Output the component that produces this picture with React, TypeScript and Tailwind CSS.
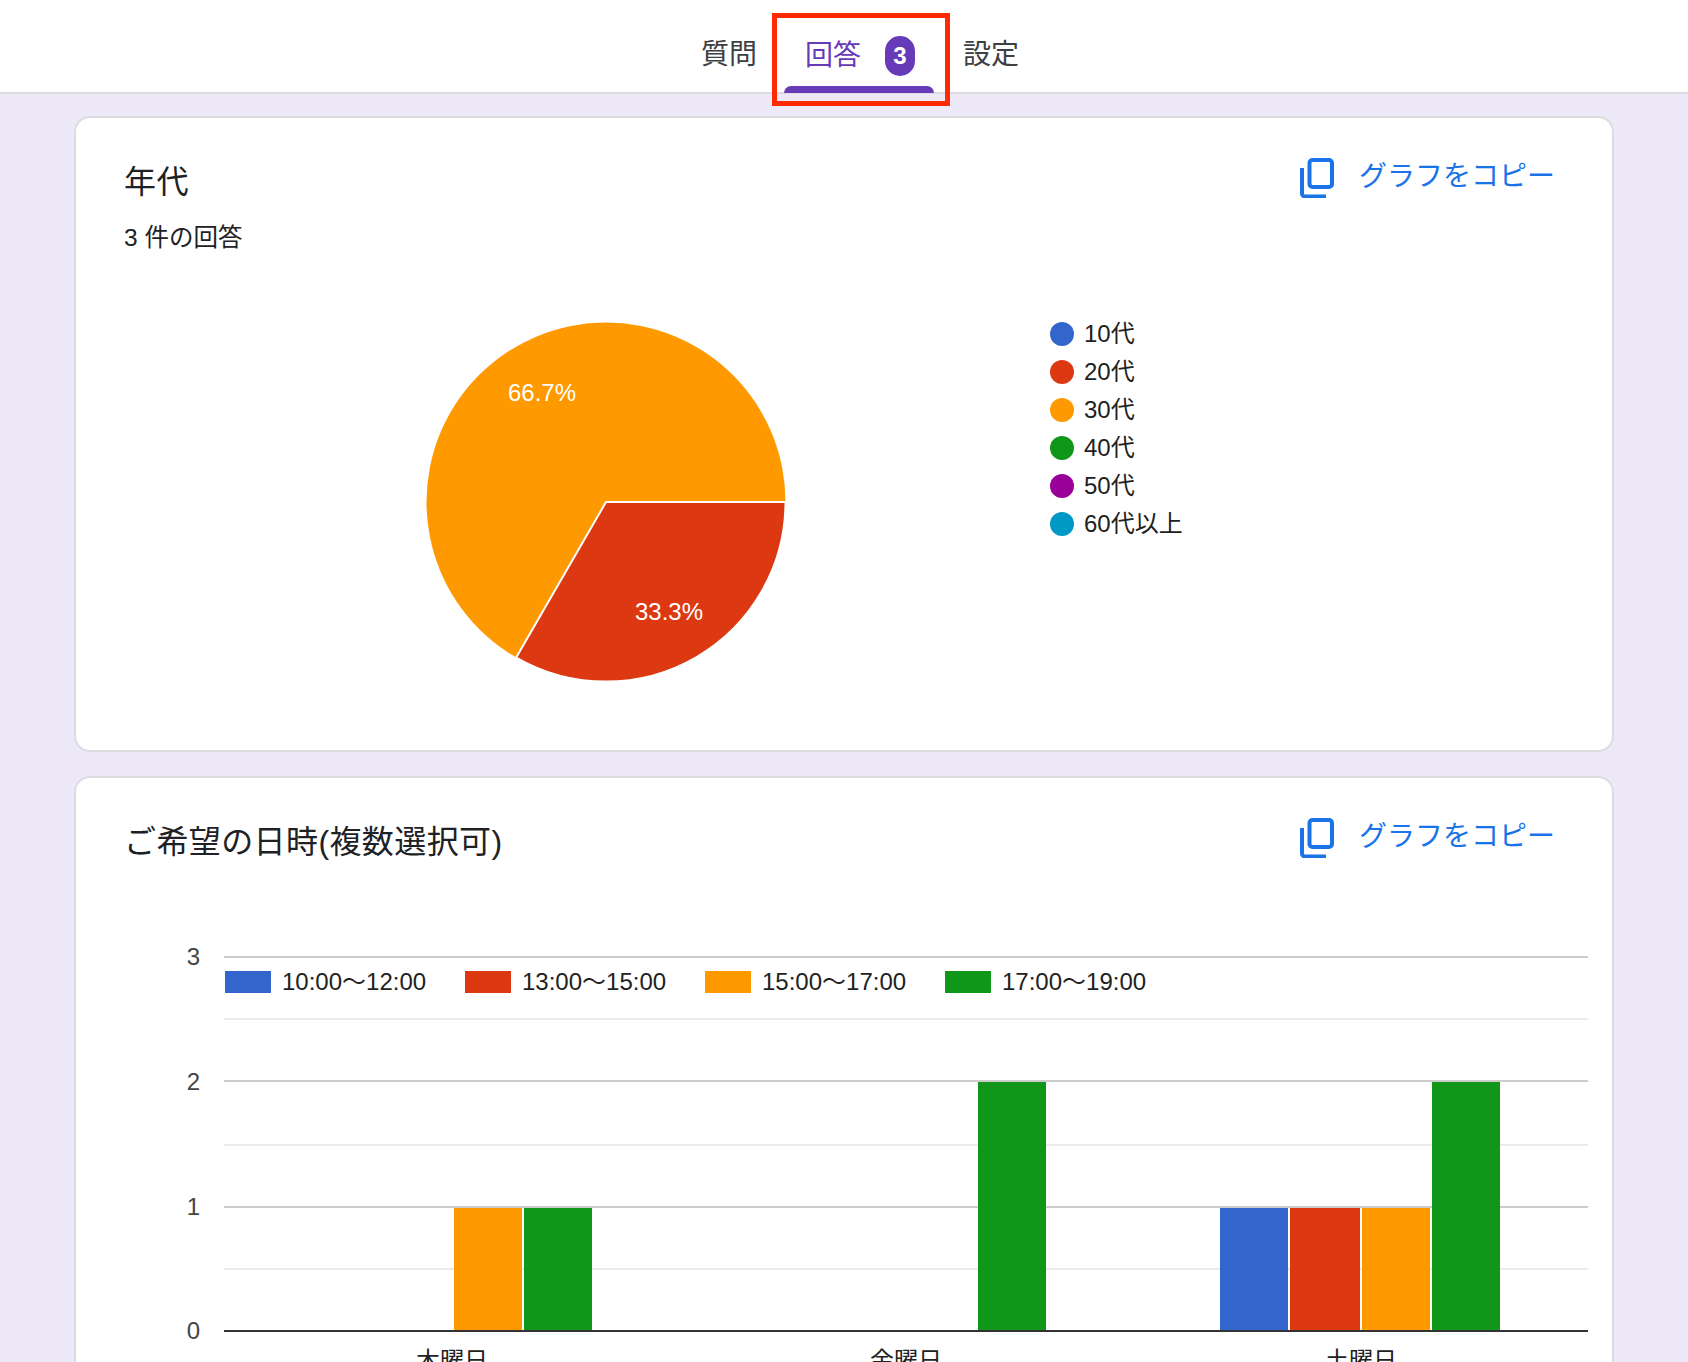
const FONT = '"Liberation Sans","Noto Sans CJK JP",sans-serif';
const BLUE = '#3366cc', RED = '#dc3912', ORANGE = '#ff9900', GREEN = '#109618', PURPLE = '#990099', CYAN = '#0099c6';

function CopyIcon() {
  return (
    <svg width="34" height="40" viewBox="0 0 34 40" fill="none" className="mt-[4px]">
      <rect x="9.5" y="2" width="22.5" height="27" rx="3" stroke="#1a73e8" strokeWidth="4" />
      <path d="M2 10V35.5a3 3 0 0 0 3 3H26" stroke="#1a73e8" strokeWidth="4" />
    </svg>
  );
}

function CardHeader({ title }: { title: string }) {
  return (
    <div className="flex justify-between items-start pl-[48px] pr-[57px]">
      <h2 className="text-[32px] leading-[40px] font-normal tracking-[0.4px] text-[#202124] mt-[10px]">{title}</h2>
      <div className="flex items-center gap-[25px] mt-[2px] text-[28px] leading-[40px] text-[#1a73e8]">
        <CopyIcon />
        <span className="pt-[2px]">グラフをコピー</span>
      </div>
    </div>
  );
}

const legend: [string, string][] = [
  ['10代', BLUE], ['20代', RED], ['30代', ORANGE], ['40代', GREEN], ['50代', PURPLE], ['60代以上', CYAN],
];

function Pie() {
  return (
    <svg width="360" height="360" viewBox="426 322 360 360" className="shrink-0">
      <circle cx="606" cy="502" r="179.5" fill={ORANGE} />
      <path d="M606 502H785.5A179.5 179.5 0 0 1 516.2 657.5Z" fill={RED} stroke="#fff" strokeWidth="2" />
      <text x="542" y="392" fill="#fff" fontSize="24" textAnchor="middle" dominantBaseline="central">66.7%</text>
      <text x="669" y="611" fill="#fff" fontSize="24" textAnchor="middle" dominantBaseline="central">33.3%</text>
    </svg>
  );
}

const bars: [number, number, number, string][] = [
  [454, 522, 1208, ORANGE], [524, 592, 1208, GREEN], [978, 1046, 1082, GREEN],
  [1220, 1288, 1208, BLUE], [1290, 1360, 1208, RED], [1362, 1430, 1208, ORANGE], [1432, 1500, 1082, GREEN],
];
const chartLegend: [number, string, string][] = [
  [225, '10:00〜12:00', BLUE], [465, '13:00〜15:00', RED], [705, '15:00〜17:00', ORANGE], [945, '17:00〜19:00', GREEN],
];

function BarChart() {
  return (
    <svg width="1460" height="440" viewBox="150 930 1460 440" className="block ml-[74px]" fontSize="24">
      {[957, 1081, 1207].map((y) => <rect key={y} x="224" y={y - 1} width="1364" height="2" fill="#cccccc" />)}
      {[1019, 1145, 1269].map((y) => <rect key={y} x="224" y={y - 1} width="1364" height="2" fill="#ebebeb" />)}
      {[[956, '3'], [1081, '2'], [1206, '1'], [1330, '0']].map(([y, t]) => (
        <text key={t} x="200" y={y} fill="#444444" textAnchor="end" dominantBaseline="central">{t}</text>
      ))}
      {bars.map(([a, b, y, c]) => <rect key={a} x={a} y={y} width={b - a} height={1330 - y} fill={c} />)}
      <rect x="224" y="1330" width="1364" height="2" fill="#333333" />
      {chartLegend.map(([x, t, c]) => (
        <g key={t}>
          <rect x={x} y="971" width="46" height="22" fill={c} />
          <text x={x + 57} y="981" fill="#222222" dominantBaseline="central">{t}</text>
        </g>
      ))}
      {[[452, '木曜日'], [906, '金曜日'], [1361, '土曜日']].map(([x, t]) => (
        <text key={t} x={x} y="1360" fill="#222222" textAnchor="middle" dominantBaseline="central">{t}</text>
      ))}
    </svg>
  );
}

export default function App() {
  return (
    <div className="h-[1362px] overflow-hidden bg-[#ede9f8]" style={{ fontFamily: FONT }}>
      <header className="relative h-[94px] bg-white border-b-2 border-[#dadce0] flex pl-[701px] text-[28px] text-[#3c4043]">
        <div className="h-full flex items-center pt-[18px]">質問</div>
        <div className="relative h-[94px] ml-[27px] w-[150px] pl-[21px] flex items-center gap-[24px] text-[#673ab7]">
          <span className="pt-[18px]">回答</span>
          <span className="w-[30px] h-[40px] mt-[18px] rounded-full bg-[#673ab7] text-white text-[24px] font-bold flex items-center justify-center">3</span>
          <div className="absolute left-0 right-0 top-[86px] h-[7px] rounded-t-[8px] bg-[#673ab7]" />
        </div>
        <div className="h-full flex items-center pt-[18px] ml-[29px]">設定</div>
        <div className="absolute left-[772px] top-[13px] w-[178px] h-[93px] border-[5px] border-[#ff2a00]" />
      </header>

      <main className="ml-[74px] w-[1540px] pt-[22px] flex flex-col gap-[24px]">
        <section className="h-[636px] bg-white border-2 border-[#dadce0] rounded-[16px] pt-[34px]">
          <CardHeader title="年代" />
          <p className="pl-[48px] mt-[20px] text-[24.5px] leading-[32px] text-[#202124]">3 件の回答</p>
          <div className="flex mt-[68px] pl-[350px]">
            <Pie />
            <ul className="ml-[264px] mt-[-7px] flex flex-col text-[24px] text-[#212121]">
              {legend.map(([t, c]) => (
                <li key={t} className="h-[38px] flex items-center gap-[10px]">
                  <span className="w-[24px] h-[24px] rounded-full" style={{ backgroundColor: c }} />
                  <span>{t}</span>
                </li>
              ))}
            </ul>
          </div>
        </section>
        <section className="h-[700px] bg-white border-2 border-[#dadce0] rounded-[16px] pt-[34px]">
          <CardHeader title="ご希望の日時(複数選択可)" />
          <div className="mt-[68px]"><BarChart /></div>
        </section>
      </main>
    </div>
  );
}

- - -

» **What the task asks**: Every line of the data above should be quoted exactly. Omit the pictures.

» **Exercise answer**:
Output the component that produces this picture with React, TypeScript and Tailwind CSS.
const FONT = '"Liberation Sans","Noto Sans CJK JP",sans-serif';
const BLUE = '#3366cc', RED = '#dc3912', ORANGE = '#ff9900', GREEN = '#109618', PURPLE = '#990099', CYAN = '#0099c6';

function CopyIcon() {
  return (
    <svg width="34" height="40" viewBox="0 0 34 40" fill="none" className="mt-[4px]">
      <rect x="9.5" y="2" width="22.5" height="27" rx="3" stroke="#1a73e8" strokeWidth="4" />
      <path d="M2 10V35.5a3 3 0 0 0 3 3H26" stroke="#1a73e8" strokeWidth="4" />
    </svg>
  );
}

function CardHeader({ title }: { title: string }) {
  return (
    <div className="flex justify-between items-start pl-[48px] pr-[57px]">
      <h2 className="text-[32px] leading-[40px] font-normal tracking-[0.4px] text-[#202124] mt-[10px]">{title}</h2>
      <div className="flex items-center gap-[25px] mt-[2px] text-[28px] leading-[40px] text-[#1a73e8]">
        <CopyIcon />
        <span className="pt-[2px]">グラフをコピー</span>
      </div>
    </div>
  );
}

const legend: [string, string][] = [
  ['10代', BLUE], ['20代', RED], ['30代', ORANGE], ['40代', GREEN], ['50代', PURPLE], ['60代以上', CYAN],
];

function Pie() {
  return (
    <svg width="360" height="360" viewBox="426 322 360 360" className="shrink-0">
      <circle cx="606" cy="502" r="179.5" fill={ORANGE} />
      <path d="M606 502H785.5A179.5 179.5 0 0 1 516.2 657.5Z" fill={RED} stroke="#fff" strokeWidth="2" />
      <text x="542" y="392" fill="#fff" fontSize="24" textAnchor="middle" dominantBaseline="central">66.7%</text>
      <text x="669" y="611" fill="#fff" fontSize="24" textAnchor="middle" dominantBaseline="central">33.3%</text>
    </svg>
  );
}

const bars: [number, number, number, string][] = [
  [454, 522, 1208, ORANGE], [524, 592, 1208, GREEN], [978, 1046, 1082, GREEN],
  [1220, 1288, 1208, BLUE], [1290, 1360, 1208, RED], [1362, 1430, 1208, ORANGE], [1432, 1500, 1082, GREEN],
];
const chartLegend: [number, string, string][] = [
  [225, '10:00〜12:00', BLUE], [465, '13:00〜15:00', RED], [705, '15:00〜17:00', ORANGE], [945, '17:00〜19:00', GREEN],
];

function BarChart() {
  return (
    <svg width="1460" height="440" viewBox="150 930 1460 440" className="block ml-[74px]" fontSize="24">
      {[957, 1081, 1207].map((y) => <rect key={y} x="224" y={y - 1} width="1364" height="2" fill="#cccccc" />)}
      {[1019, 1145, 1269].map((y) => <rect key={y} x="224" y={y - 1} width="1364" height="2" fill="#ebebeb" />)}
      {[[956, '3'], [1081, '2'], [1206, '1'], [1330, '0']].map(([y, t]) => (
        <text key={t} x="200" y={y} fill="#444444" textAnchor="end" dominantBaseline="central">{t}</text>
      ))}
      {bars.map(([a, b, y, c]) => <rect key={a} x={a} y={y} width={b - a} height={1330 - y} fill={c} />)}
      <rect x="224" y="1330" width="1364" height="2" fill="#333333" />
      {chartLegend.map(([x, t, c]) => (
        <g key={t}>
          <rect x={x} y="971" width="46" height="22" fill={c} />
          <text x={x + 57} y="981" fill="#222222" dominantBaseline="central">{t}</text>
        </g>
      ))}
      {[[452, '木曜日'], [906, '金曜日'], [1361, '土曜日']].map(([x, t]) => (
        <text key={t} x={x} y="1360" fill="#222222" textAnchor="middle" dominantBaseline="central">{t}</text>
      ))}
    </svg>
  );
}

export default function App() {
  return (
    <div className="h-[1362px] overflow-hidden bg-[#ede9f8]" style={{ fontFamily: FONT }}>
      <header className="relative h-[94px] bg-white border-b-2 border-[#dadce0] flex pl-[701px] text-[28px] text-[#3c4043]">
        <div className="h-full flex items-center pt-[18px]">質問</div>
        <div className="relative h-[94px] ml-[27px] w-[150px] pl-[21px] flex items-center gap-[24px] text-[#673ab7]">
          <span className="pt-[18px]">回答</span>
          <span className="w-[30px] h-[40px] mt-[18px] rounded-full bg-[#673ab7] text-white text-[24px] font-bold flex items-center justify-center">3</span>
          <div className="absolute left-0 right-0 top-[86px] h-[7px] rounded-t-[8px] bg-[#673ab7]" />
        </div>
        <div className="h-full flex items-center pt-[18px] ml-[29px]">設定</div>
        <div className="absolute left-[772px] top-[13px] w-[178px] h-[93px] border-[5px] border-[#ff2a00]" />
      </header>

      <main className="ml-[74px] w-[1540px] pt-[22px] flex flex-col gap-[24px]">
        <section className="h-[636px] bg-white border-2 border-[#dadce0] rounded-[16px] pt-[34px]">
          <CardHeader title="年代" />
          <p className="pl-[48px] mt-[20px] text-[24.5px] leading-[32px] text-[#202124]">3 件の回答</p>
          <div className="flex mt-[68px] pl-[350px]">
            <Pie />
            <ul className="ml-[264px] mt-[-7px] flex flex-col text-[24px] text-[#212121]">
              {legend.map(([t, c]) => (
                <li key={t} className="h-[38px] flex items-center gap-[10px]">
                  <span className="w-[24px] h-[24px] rounded-full" style={{ backgroundColor: c }} />
                  <span>{t}</span>
                </li>
              ))}
            </ul>
          </div>
        </section>
        <section className="h-[700px] bg-white border-2 border-[#dadce0] rounded-[16px] pt-[34px]">
          <CardHeader title="ご希望の日時(複数選択可)" />
          <div className="mt-[68px]"><BarChart /></div>
        </section>
      </main>
    </div>
  );
}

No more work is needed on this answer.